If you stare through the screen for hours at work while doing nothing, and then you come home just as frazzled and drained as if it had been a hectic day, and there are 500 more things you “need” to do at that point, and this has been piling up for ever and ever, you are burnt the fuck out and need to radically alter your life.
The longer you wait, the more damage you will do to your health, and the longer your recovery will take.
Personally, I’m at five months and counting. I still struggle daily. Just recently I’ve started haberdashing a variety of freelance “hats” to wear. I’ve already contributed more to open source while eating nothing but canned food than in all the years making salaries most of my elementary school peers could only dream about. I’m excited about some things now, though there are days of pessimism. But I’m no longer afraid of “failing.” Been there, done that. I suspect it’ll be the best thing I ever did.
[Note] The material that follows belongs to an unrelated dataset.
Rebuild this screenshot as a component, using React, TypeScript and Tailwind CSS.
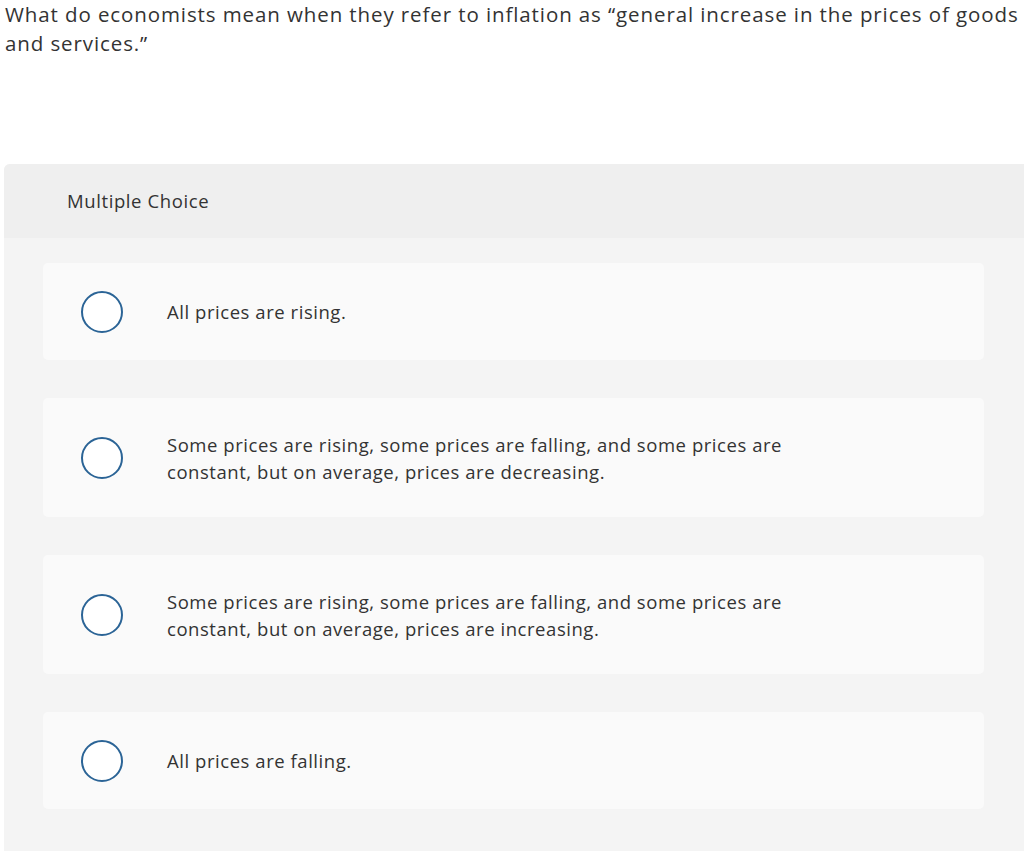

PS. I know this post comes – as with anything from an educated white dude – from a position of privilege. I don’t have kids, and I had just enough money-rabbits to pull out of hats that I could eat and avoid losing my home while marinating for a few months. I don’t have easy answers for those of you who are utterly trapped by debt and money (other than maybe emigrating from America, which isn’t really an easy answer). I don’t. But for those of you who aren’t trapped like that – yet – don’t ever put yourself there.